For an async search that has been completed, the status response has an additional completion_status field that shows the HTTP status code of the completed async search.
For example, if the query executed correctly:
“completion_status” : 200
If the query had errors:
“completion_status” : 503
How to delete a query
If you want to cancel the async query at some point you can call the DELETE verb and the query will be canceled.

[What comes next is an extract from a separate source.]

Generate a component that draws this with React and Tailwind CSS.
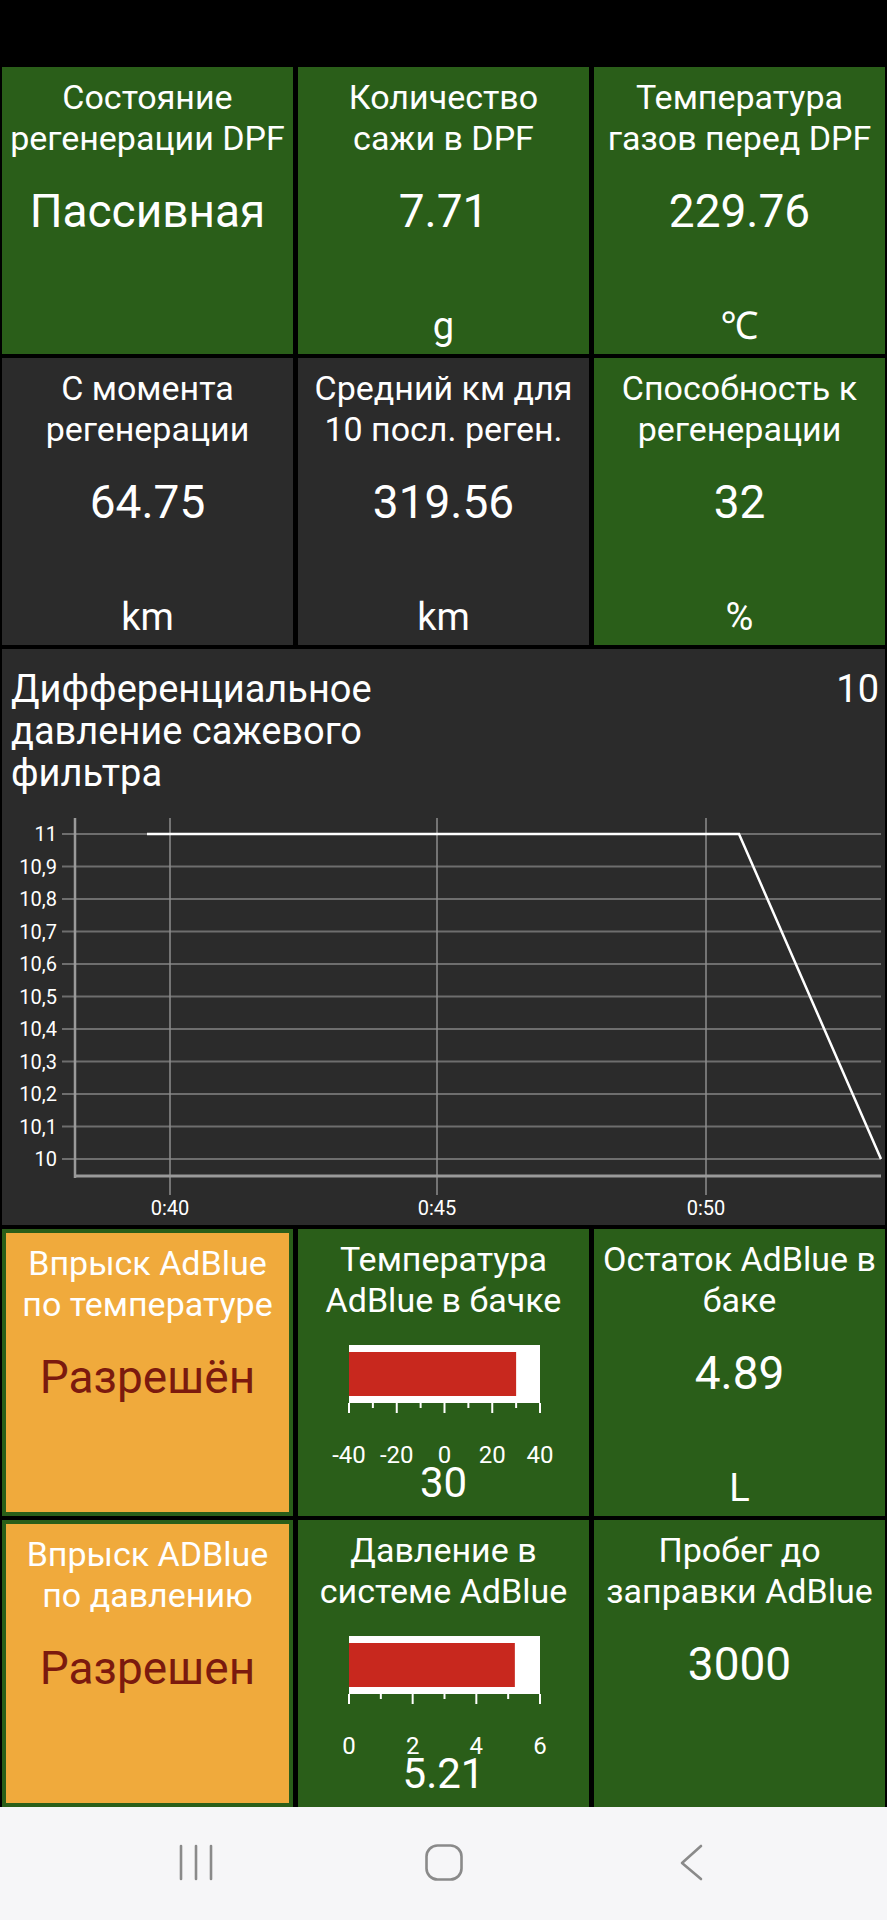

DELETE /_async_search/SOME_ID
If OpenSearch security features are enabled, there are two types of users that can delete queries:
1. The authenticated user that fired the query
OR
2. A user that has cancel_task cluster privileges.
Additional parameters
Field | Description |
---|---|
wait_for_completion_timeout | Blocks the query execution so that it finishes after this time, defaulting to 1 second. Results will not be stored (no ID field) if the query finished before this time. |
keep_on_completion | Stores results even if the query finished within wait_for_completion_timeout. |
keep_alive | Defaults to 5 days and determines the amount of time the async queries status will be saved. After this time all the ongoing queries and statuses will be deleted. |
batched_reduce_size | Defines how often partial results become available, defaults to 5. |
request_cache | Used to enable or disable caching on a *per-request* basis. Defaults to true. |
The following parameters cannot be changed but are worth mentioning:
Field | Description |
---|---|
pre_filter_shard_size | Set to 1, enforces the execution of a pre-filter roundtrip to skip the documents that don't match the query. |
ccs_minimize_roundtrips | Indicates whether network round-trips should be minimized as part of cross-cluster search requests execution. Set to false. |
OpenSearch by default does not limit the size of the async queries response. Storing huge responses might destabilize the cluster. To limit the maximum response size you can change the search.max_async_search_response_size cluster setting.
Conclusion
Using async search is a great idea when you need to run high demanding queries and want to retrieve partial results instead of waiting until the end of the query.